* start TASK INPUTS *

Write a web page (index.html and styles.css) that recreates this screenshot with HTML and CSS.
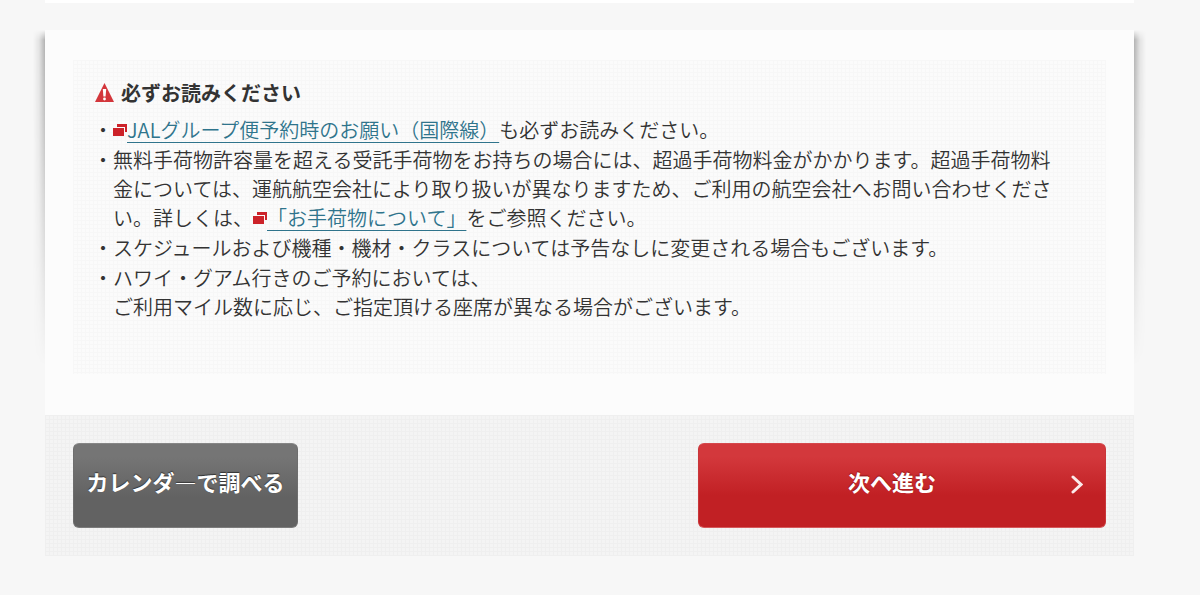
FILE: index.html
```
<!DOCTYPE html>
<html lang="ja">
  <head>
    <meta charset="UTF-8" />
    <meta name="viewport" content="width=device-width, initial-scale=1.0" />
    <title>予約時のご注意</title>
    <link rel="stylesheet" href="styles.css">
  </head>
  <body>
    <div class="previous-section"></div>
    <main class="card">
      <section class="notice">
        <h2>
          <svg class="icon-warning" viewBox="0 0 19 19" aria-hidden="true">
            <path d="M9.500 0L19 19H0Z" fill="#d3363b" />
            <path d="M7.800 6h3.400l-.6 7.500H8.400Z" fill="#fff" />
            <circle cx="9.500" cy="16" r="1.400" fill="#fff" />
          </svg>
          必ずお読みください
        </h2>
        <ul>
          <li><svg class="icon-window" viewBox="0 0 14 12" aria-hidden="true"><path d="M4 0h10v8h-2V3H4Z" /><path d="M0 4h11v8H0Z" /></svg><a href="#">JALグループ便予約時のお願い（国際線）</a>も必ずお読みください。</li>
          <li>無料手荷物許容量を超える受託手荷物をお持ちの場合には、超過手荷物料金がかかります。超過手荷物料金については、運航航空会社により取り扱いが異なりますため、ご利用の航空会社へお問い合わせください。詳しくは、<svg class="icon-window" viewBox="0 0 14 12" aria-hidden="true"><path d="M4 0h10v8h-2V3H4Z" /><path d="M0 4h11v8H0Z" /></svg><a href="#">「お手荷物について」</a>をご参照ください。</li>
          <li>スケジュールおよび機種・機材・クラスについては予告なしに変更される場合もございます。</li>
          <li>ハワイ・グアム行きのご予約においては、<br>ご利用マイル数に応じ、ご指定頂ける座席が異なる場合がございます。</li>
        </ul>
      </section>
    </main>
    <div class="actions">
      <button type="button" class="btn btn-calendar">カレンダ―で調べる</button>
      <button type="submit" class="btn btn-next">
        次へ進む
        <svg class="icon-arrow" viewBox="0 0 12 19" aria-hidden="true">
          <path d="M2 2L10 9.500L2 17" />
        </svg>
      </button>
    </div>
  </body>
</html>
```
FILE: styles.css
```
* {
  box-sizing: border-box;
}

body {
  margin: 0;
  padding: 0 66px 39px 45px;
  background-color: #f7f7f7;
  color: #333;
  font-family: "Noto Sans CJK JP", sans-serif;
  font-size: 20px;
  font-weight: 350;
  line-height: 29px;
}

.previous-section {
  height: 3px;
  margin-bottom: 27px;
  background-color: #fff;
}

.card {
  position: relative;
  padding: 30px 28px 41px;
  background-color: #fcfcfc;
}

/* side shadows, fading out towards the bottom */
.card::before,
.card::after {
  content: "";
  position: absolute;
  top: 0;
  width: 12px;
  height: 336px;
  -webkit-mask-image: linear-gradient(transparent, #000 10px, transparent);
  mask-image: linear-gradient(transparent, #000 10px, transparent);
}

.card::before {
  right: 100%;
  background: linear-gradient(to left, rgba(0, 0, 0, 0.28), rgba(0, 0, 0, 0.08) 50%, transparent);
}

.card::after {
  left: 100%;
  background: linear-gradient(to right, rgba(0, 0, 0, 0.28), rgba(0, 0, 0, 0.08) 50%, transparent);
}

.notice {
  padding: 18px 50px 52px 22px;
  background-color: #fbfbfb;
  background-image:
    linear-gradient(#f7f7f7 1px, transparent 1px),
    linear-gradient(90deg, #f7f7f7 1px, transparent 1px);
  background-size: 4px 4px;
}

.notice h2 {
  display: flex;
  align-items: center;
  gap: 7px;
  margin: 0 0 8px;
  font-size: 20px;
  line-height: 29px;
}

.notice ul {
  margin: 0;
  padding: 0;
  list-style: none;
}

.notice li {
  margin-bottom: 1px;
  padding-left: 18px;
}

.notice li::before {
  content: "・";
  float: left;
  margin-left: -20px;
}

.notice a {
  color: #2f748c;
  text-decoration: underline;
  text-decoration-thickness: 1px;
  text-underline-offset: 4px;
}

.icon-warning {
  width: 19px;
  height: 19px;
}

.icon-window {
  width: 14px;
  height: 12px;
  vertical-align: 2px;
  fill: #cc2229;
}

.actions {
  display: flex;
  justify-content: space-between;
  padding: 28px;
  background-color: #f4f4f4;
  background-image:
    linear-gradient(#efefef 1px, transparent 1px),
    linear-gradient(90deg, #efefef 1px, transparent 1px);
  background-size: 4px 4px;
}

.btn {
  position: relative;
  height: 85px;
  padding: 0 0 10px;
  border: 1px solid;
  border-radius: 6px;
  color: #fff;
  font-family: inherit;
  font-size: 22px;
  font-weight: bold;
  cursor: pointer;
}

.btn-calendar {
  width: 225px;
  border-color: #868686 #6e6e6e #7c7c7c;
  background: linear-gradient(#757575 15%, #626262 65%);
  text-shadow: 0 -1px 1px #333;
}

.btn-next {
  width: 408px;
  padding-right: 20px;
  border-color: #d5484c #c9363a #d5595c;
  background: linear-gradient(#d3383c 15%, #c12024 62%);
  text-shadow: 0 -1px 1px #8e1216;
}

.icon-arrow {
  position: absolute;
  top: 31px;
  right: 22px;
  width: 12px;
  height: 19px;
  fill: none;
  stroke: #fbeaea;
  stroke-width: 3;
  stroke-linecap: round;
}
```
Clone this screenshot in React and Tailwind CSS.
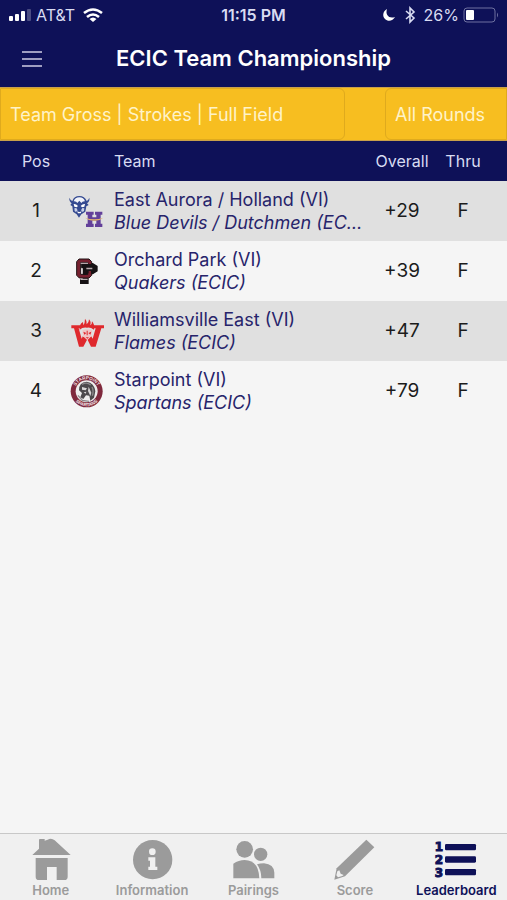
const filters = [
  { id: "format", label: "Leaderboard format", value: "Team Gross | Strokes | Full Field", style: "w-[345px] rounded-r-md" },
  { id: "round", label: "Round", value: "All Rounds", style: "w-[122px] rounded-l-md" },
];

const teams = [
  { pos: 1, name: "East Aurora / Holland (VI)", mascot: "Blue Devils / Dutchmen (ECIC)", overall: "+29", thru: "F", Logo: DevilsDutchmenLogo },
  { pos: 2, name: "Orchard Park (VI)", mascot: "Quakers (ECIC)", overall: "+39", thru: "F", Logo: QuakersLogo },
  { pos: 3, name: "Williamsville East (VI)", mascot: "Flames (ECIC)", overall: "+47", thru: "F", Logo: FlamesLogo },
  { pos: 4, name: "Starpoint (VI)", mascot: "Spartans (ECIC)", overall: "+79", thru: "F", Logo: SpartansLogo },
];

const tabs = [
  { label: "Home", href: "#home", Icon: HomeIcon },
  { label: "Information", href: "#information", Icon: InfoIcon },
  { label: "Pairings", href: "#pairings", Icon: PairingsIcon },
  { label: "Score", href: "#score", Icon: PencilIcon },
  { label: "Leaderboard", href: "#leaderboard", Icon: LeaderboardIcon, active: true },
];

/* Team logos */

function DevilsDutchmenLogo() {
  return (
    <svg viewBox="27 24 108 108" className="mx-auto size-9" aria-hidden="true">
      <path d="M28 38 Q27 49 35 55 L31 60 L37 64 L39 80 L50 88 L57 98 L64 88 L76 80 L79 64 L86 60 L81 55 Q90 49 88 38 Q85 46 80 48 Q74 33 58 33 Q42 33 37 48 Q31 46 28 38Z" fill="#354a91" />
      <path d="M41 49 Q45 37 58 37 Q71 37 75 49 Q67 48 64 54 L58 47 L52 54 Q49 48 41 49Z" fill="#f1f3fa" />
      <path d="M41 57 Q48 56 54 63 L50 67 L43 65Z M75 57 Q68 56 62 63 L66 67 L73 65Z" fill="#fff" />
      <path d="M43 70 L49 69 L53 76 L48 81 L44 78Z M73 70 L67 69 L63 76 L68 81 L72 78Z" fill="#c9d1e8" />
      <path d="M51 79 Q58 83 65 79 L62 85 H54Z" fill="#fff" />
      <path d="M78 80 H101 V89 H97 V97 H109 V89 H105 V80 H127 V89 H122 V116 H127 V126 H105 V116 H109 V107 H97 V116 H101 V126 H78 V116 H83 V89 H78Z" fill="#63409a" />
      <path d="M75 98 Q103 108 130 98 Q119 108 103 107 Q87 108 75 98Z" fill="#e2b26f" />
    </svg>
  );
}

function QuakersLogo() {
  return (
    <svg viewBox="27 24 108 108" className="mx-auto size-9" aria-hidden="true">
      <path d="M66 56 H98 L111 64 V78 L98 86 H82 V102 H84 V115 H62 V105 H70 V68 H66Z" fill="#161214" stroke="#161214" strokeWidth="4" />
      <path d="M57 42 H87 L95 50 V62 H84 V53 H62 V88 H84 V78 H95 V91 L87 99 H58 L50 91 V50Z" fill="#76202f" stroke="#211416" strokeWidth="3" />
      <path d="M64 57 H98 L110 65 V77 L98 84 H79 V90 H70 V68 H64Z" fill="#161214" />
      <path d="M62 53 H84 V57 H62Z M79 68 H97 V73 H79Z" fill="#b7a8ab" />
      <path d="M86 78 H93 V90 L87 96 H60 V90 H86Z" fill="#76202f" />
      <path d="M66 70 V86 M62 103 H83" stroke="#dbcfd2" strokeWidth="3" />
    </svg>
  );
}

function FlamesLogo() {
  return (
    <svg viewBox="27 24 108 108" className="mx-auto size-9" aria-hidden="true">
      <path d="M34 61 H61 V70 H56 L65 101 L74 82 H87 L98 101 L107 70 H102 V61 H132 V70 H124 L107 125 H93 L82 103 L70 125 H57 L42 70 H34Z" fill="#df292d" />
      <path d="M59 74 Q57 58 69 51 L70 61 Q75 55 75 41 Q82 48 80 58 Q87 53 87 43 Q95 51 90 61 Q97 58 96 49 Q106 61 102 74 Q91 66 81 68 Q68 66 59 74Z" fill="#df292d" />
      <path d="M67 76 Q81 69 96 76 L94 94 L82 106 L69 94Z" fill="#f1c7c7" />
      <path d="M70 80 L79 84 L73 89Z M94 80 L85 84 L91 89Z M77 97 H87 L82 101Z M80 77 H83 V91 H80Z" fill="#df292d" />
    </svg>
  );
}

function SpartansLogo() {
  return (
    <svg viewBox="27 24 108 108" className="mx-auto size-9" aria-hidden="true">
      <circle cx="80" cy="79" r="48" fill="#7f293d" />
      <path id="ring-top" d="M44 79 A36 36 0 0 1 116 79" fill="none" />
      <path id="ring-bottom" d="M35 79 A45 45 0 0 0 125 79" fill="none" />
      <text fill="#f3e6e8" className="font-['Liberation_Sans'] text-[14px] font-bold">
        <textPath href="#ring-top" startOffset="50%" textAnchor="middle">STARPOINT</textPath>
      </text>
      <text fill="#f3e6e8" className="font-['Liberation_Sans'] text-[14px] font-bold">
        <textPath href="#ring-bottom" startOffset="50%" textAnchor="middle">SPARTANS</textPath>
      </text>
      <circle cx="80" cy="79" r="33" fill="#eeeded" />
      <path d="M57 76 Q56 52 80 50 Q103 54 106 79 L102 98 L91 107 L88 92 L78 91 L70 102 L61 97 L66 84Z" fill="#4c494c" />
      <path d="M66 66 L81 70 L77 76 L66 74Z M86 65 L94 83 L91 93 L84 78Z M71 82 L79 80 L77 86Z" fill="#d9d7d8" />
      <path d="M66 58 Q80 50 92 60 M96 66 Q102 78 97 92 M54 91 L67 106 L87 109" fill="none" stroke="#8d898c" strokeWidth="4" />
    </svg>
  );
}

/* Tab bar icons */

function HomeIcon() {
  return (
    <svg viewBox="87 36 132 132" className="size-11" fill="currentColor" aria-hidden="true">
      <path d="M97 90 L117 71 V44 Q117 42 120 42 H134 V47 L143 44 Q154 38 164 46 L212 90Z" />
      <path d="M107 99 H203 V155 Q203 165 193 165 H170 V126 H141 V165 H117 Q107 165 107 155Z" />
    </svg>
  );
}

function InfoIcon() {
  return (
    <svg viewBox="390 36 132 132" className="size-11" fill="currentColor" aria-hidden="true">
      <circle cx="458" cy="104" r="59" />
      <circle cx="457" cy="80" r="10" fill="#f0f0f0" />
      <path d="M445 97 H466 V125 H472 V135 H445 V125 H450 V107 H445Z" fill="#f0f0f0" />
    </svg>
  );
}

function PairingsIcon() {
  return (
    <svg viewBox="694 36 132 132" className="size-11" fill="currentColor" aria-hidden="true">
      <circle cx="735" cy="73" r="25" />
      <path d="M701 160 V116 Q717 105 735 105 Q777 106 779 160Z" />
      <circle cx="783" cy="88" r="20" />
      <path d="M772 118 Q781 115 793 115 Q823 118 824 143 V160 H785 Q785 136 772 118Z" />
    </svg>
  );
}

function PencilIcon() {
  return (
    <svg viewBox="240 36 132 132" className="size-11" fill="currentColor" aria-hidden="true">
      <path d="M340 44 L364 67 L276 154 L244 164 L251 130Z" />
      <path d="M253 139 L259 136 L263 146 L272 150 L268 153 L255 157 L250 151Z" fill="#f0f0f0" />
    </svg>
  );
}

function LeaderboardIcon() {
  return (
    <svg viewBox="544 36 132 132" className="size-11" fill="currentColor" aria-hidden="true">
      <g className="font-['DejaVu_Sans'] text-[36px] font-bold" stroke="currentColor" strokeWidth="3">
        <text x="546" y="79">1</text>
        <text x="546" y="117">2</text>
        <text x="546" y="155">3</text>
      </g>
      <rect x="577" y="57" width="93" height="19" rx="4" />
      <rect x="577" y="94" width="93" height="19" rx="4" />
      <rect x="577" y="132" width="93" height="19" rx="4" />
    </svg>
  );
}

function StatusBar() {
  return (
    <div className="grid h-[30px] grid-cols-[1fr_auto_1fr] items-center px-2 text-base text-[#d9dcf2]">
      <div className="flex items-center gap-1">
        <svg viewBox="0 0 24 14" className="h-[14px] w-6" fill="#fff" aria-hidden="true">
          <rect x="1" y="8" width="4" height="5" rx="1" />
          <rect x="7" y="6" width="4" height="7" rx="1" />
          <rect x="13" y="3" width="4" height="10" rx="1" />
          <rect x="19" y="1" width="4" height="12" rx="1" opacity=".25" />
        </svg>
        <span>AT&amp;T</span>
        <svg viewBox="0 0 20 14" className="ml-1 h-[14px] w-5" fill="none" stroke="#fff" strokeWidth="2.6" aria-hidden="true">
          <path d="M1 5 Q10 -2 19 5" />
          <path d="M4 9 Q10 4 16 9" />
          <path d="M6.5 11 Q10 8 13.5 11 L10 14Z" fill="#fff" stroke="none" />
        </svg>
      </div>
      <span className="font-semibold">11:15 PM</span>
      <div className="flex items-center justify-end gap-1">
        <svg viewBox="0 0 14 14" className="size-[14px]" fill="#fff" aria-hidden="true">
          <path d="M5 1 C3 7 7 11 13 9 C11 13 6 14 3 11 C0 8 1 3 5 1Z" />
        </svg>
        <svg viewBox="0 0 12 18" className="ml-1 h-[18px] w-3" fill="none" stroke="currentColor" strokeWidth="1.6" aria-hidden="true">
          <path d="M2 5 L10 12 L6 16 V2 L10 6 L2 13" />
        </svg>
        <span className="ml-1">26%</span>
        <svg viewBox="0 0 36 16" className="h-4 w-9" fill="none" aria-hidden="true">
          <rect x="1" y="1" width="31" height="14" rx="3" stroke="#6e71a0" />
          <rect x="3" y="3" width="8" height="10" rx="1" fill="#fff" />
          <path d="M34 5.5 Q36 8 34 10.5Z" fill="#6e71a0" />
        </svg>
      </div>
    </div>
  );
}

export default function App() {
  return (
    <div className="flex min-h-screen flex-col bg-[#f5f5f5] font-[Inter,sans-serif]">
      <header className="bg-[#0e1158] text-white">
        <StatusBar />
        <div className="grid h-[57px] grid-cols-[48px_1fr_48px] items-center px-2">
          <button type="button" aria-label="Open menu" className="flex justify-center">
            <svg viewBox="0 0 20 18" className="h-[18px] w-5" stroke="#d0cde4" strokeWidth="1.5" aria-hidden="true">
              <path d="M0 2 H20 M0 9 H20 M0 16 H20" />
            </svg>
          </button>
          <h1 className="text-center text-[22px] font-semibold">ECIC Team Championship</h1>
        </div>
      </header>

      {/* Filters */}
      <div className="flex h-[54px] justify-between border-y border-[#c9a04a] bg-[#f7be20]">
        {filters.map(({ id, label, value, style }) => (
          <select
            key={id}
            aria-label={label}
            className={`appearance-none border border-[#dfaa1d] bg-transparent px-[9px] text-[18px] text-[#fff3c8] ${style}`}
          >
            <option>{value}</option>
          </select>
        ))}
      </div>

      <main className="flex-1">
        <table className="w-full table-fixed border-collapse">
          <thead className="bg-[#0e1158] text-base text-[#d9dcf2]">
            <tr className="h-10">
              <th className="w-16 pl-2 font-normal">Pos</th>
              <th className="w-[46px]" aria-label="Logo" />
              <th className="pl-1 text-left font-normal">Team</th>
              <th className="w-[62px] font-normal">Overall</th>
              <th className="w-[74px] pr-[14px] font-normal">Thru</th>
            </tr>
          </thead>
          <tbody className="text-[19px] text-[#1c1c1c]">
            {teams.map(({ pos, name, mascot, overall, thru, Logo }) => (
              <tr key={pos} className="h-[60px] text-center odd:bg-[#e0e0e0]">
                <td className="pl-2">{pos}</td>
                <td>
                  <Logo />
                </td>
                <td className="pr-2 pl-1 text-left text-[18px] leading-[23px] text-[#27246b]">
                  <div className="truncate">{name}</div>
                  <div className="truncate italic">{mascot}</div>
                </td>
                <td>{overall}</td>
                <td className="pr-[14px]">{thru}</td>
              </tr>
            ))}
          </tbody>
        </table>
      </main>

      {/* Tab bar */}
      <nav className="grid h-[67px] grid-cols-5 border-t border-[#c8c8c8] bg-[#f0f0f0]">
        {tabs.map(({ label, href, Icon, active }) => (
          <a
            key={label}
            href={href}
            aria-current={active ? "page" : undefined}
            className={`flex flex-col items-center pt-[3px] text-[13px] leading-[18px] font-semibold ${
              active ? "text-[#0e1158]" : "text-[#9b9b9b]"
            }`}
          >
            <Icon />
            {label}
          </a>
        ))}
      </nav>
    </div>
  );
}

* end TASK INPUTS *

PROBLEM:
Up in the listing, locate the line with "Clone this screenshot"; print it and every line after it down to the line with "Team logos */", which is included too. Skip the pictures.

RIGHT ANSWER:
Clone this screenshot in React and Tailwind CSS.
const filters = [
  { id: "format", label: "Leaderboard format", value: "Team Gross | Strokes | Full Field", style: "w-[345px] rounded-r-md" },
  { id: "round", label: "Round", value: "All Rounds", style: "w-[122px] rounded-l-md" },
];

const teams = [
  { pos: 1, name: "East Aurora / Holland (VI)", mascot: "Blue Devils / Dutchmen (ECIC)", overall: "+29", thru: "F", Logo: DevilsDutchmenLogo },
  { pos: 2, name: "Orchard Park (VI)", mascot: "Quakers (ECIC)", overall: "+39", thru: "F", Logo: QuakersLogo },
  { pos: 3, name: "Williamsville East (VI)", mascot: "Flames (ECIC)", overall: "+47", thru: "F", Logo: FlamesLogo },
  { pos: 4, name: "Starpoint (VI)", mascot: "Spartans (ECIC)", overall: "+79", thru: "F", Logo: SpartansLogo },
];

const tabs = [
  { label: "Home", href: "#home", Icon: HomeIcon },
  { label: "Information", href: "#information", Icon: InfoIcon },
  { label: "Pairings", href: "#pairings", Icon: PairingsIcon },
  { label: "Score", href: "#score", Icon: PencilIcon },
  { label: "Leaderboard", href: "#leaderboard", Icon: LeaderboardIcon, active: true },
];

/* Team logos */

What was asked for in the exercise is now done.